Start of Records for the task

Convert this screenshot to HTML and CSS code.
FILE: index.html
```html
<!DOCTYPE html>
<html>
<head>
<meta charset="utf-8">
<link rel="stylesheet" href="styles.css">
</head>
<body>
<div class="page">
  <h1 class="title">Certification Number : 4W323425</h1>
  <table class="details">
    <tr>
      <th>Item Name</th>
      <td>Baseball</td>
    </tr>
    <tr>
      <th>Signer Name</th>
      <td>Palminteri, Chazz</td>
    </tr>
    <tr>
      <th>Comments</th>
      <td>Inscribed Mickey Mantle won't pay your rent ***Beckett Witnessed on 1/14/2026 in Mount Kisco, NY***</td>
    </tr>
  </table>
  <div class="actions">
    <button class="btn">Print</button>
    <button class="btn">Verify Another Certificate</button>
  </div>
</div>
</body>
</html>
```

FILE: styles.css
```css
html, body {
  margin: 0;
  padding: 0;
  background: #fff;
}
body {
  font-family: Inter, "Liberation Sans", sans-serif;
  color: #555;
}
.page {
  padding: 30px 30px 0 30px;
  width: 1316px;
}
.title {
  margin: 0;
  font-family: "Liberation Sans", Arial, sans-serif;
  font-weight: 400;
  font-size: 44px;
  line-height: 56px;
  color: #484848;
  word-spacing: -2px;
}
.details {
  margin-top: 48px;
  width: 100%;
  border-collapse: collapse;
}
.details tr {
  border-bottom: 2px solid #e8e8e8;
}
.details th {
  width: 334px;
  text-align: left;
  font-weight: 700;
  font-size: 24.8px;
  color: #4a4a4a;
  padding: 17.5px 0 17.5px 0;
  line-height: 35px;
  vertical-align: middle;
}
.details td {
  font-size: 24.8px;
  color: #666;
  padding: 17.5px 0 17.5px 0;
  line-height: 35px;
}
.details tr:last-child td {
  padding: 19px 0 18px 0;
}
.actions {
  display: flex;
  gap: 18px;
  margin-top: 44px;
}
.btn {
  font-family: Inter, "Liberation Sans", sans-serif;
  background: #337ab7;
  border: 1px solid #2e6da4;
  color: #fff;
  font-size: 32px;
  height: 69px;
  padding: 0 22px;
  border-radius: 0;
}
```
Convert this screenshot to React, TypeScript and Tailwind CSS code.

End of Records for the task

What to work on: Repeat the material above in full, quoting it exactly.

Correct answer:
Convert this screenshot to HTML and CSS code.
FILE: index.html
```html
<!DOCTYPE html>
<html>
<head>
<meta charset="utf-8">
<link rel="stylesheet" href="styles.css">
</head>
<body>
<div class="page">
  <h1 class="title">Certification Number : 4W323425</h1>
  <table class="details">
    <tr>
      <th>Item Name</th>
      <td>Baseball</td>
    </tr>
    <tr>
      <th>Signer Name</th>
      <td>Palminteri, Chazz</td>
    </tr>
    <tr>
      <th>Comments</th>
      <td>Inscribed Mickey Mantle won't pay your rent ***Beckett Witnessed on 1/14/2026 in Mount Kisco, NY***</td>
    </tr>
  </table>
  <div class="actions">
    <button class="btn">Print</button>
    <button class="btn">Verify Another Certificate</button>
  </div>
</div>
</body>
</html>
```

FILE: styles.css
```css
html, body {
  margin: 0;
  padding: 0;
  background: #fff;
}
body {
  font-family: Inter, "Liberation Sans", sans-serif;
  color: #555;
}
.page {
  padding: 30px 30px 0 30px;
  width: 1316px;
}
.title {
  margin: 0;
  font-family: "Liberation Sans", Arial, sans-serif;
  font-weight: 400;
  font-size: 44px;
  line-height: 56px;
  color: #484848;
  word-spacing: -2px;
}
.details {
  margin-top: 48px;
  width: 100%;
  border-collapse: collapse;
}
.details tr {
  border-bottom: 2px solid #e8e8e8;
}
.details th {
  width: 334px;
  text-align: left;
  font-weight: 700;
  font-size: 24.8px;
  color: #4a4a4a;
  padding: 17.5px 0 17.5px 0;
  line-height: 35px;
  vertical-align: middle;
}
.details td {
  font-size: 24.8px;
  color: #666;
  padding: 17.5px 0 17.5px 0;
  line-height: 35px;
}
.details tr:last-child td {
  padding: 19px 0 18px 0;
}
.actions {
  display: flex;
  gap: 18px;
  margin-top: 44px;
}
.btn {
  font-family: Inter, "Liberation Sans", sans-serif;
  background: #337ab7;
  border: 1px solid #2e6da4;
  color: #fff;
  font-size: 32px;
  height: 69px;
  padding: 0 22px;
  border-radius: 0;
}
```
Convert this screenshot to React, TypeScript and Tailwind CSS code.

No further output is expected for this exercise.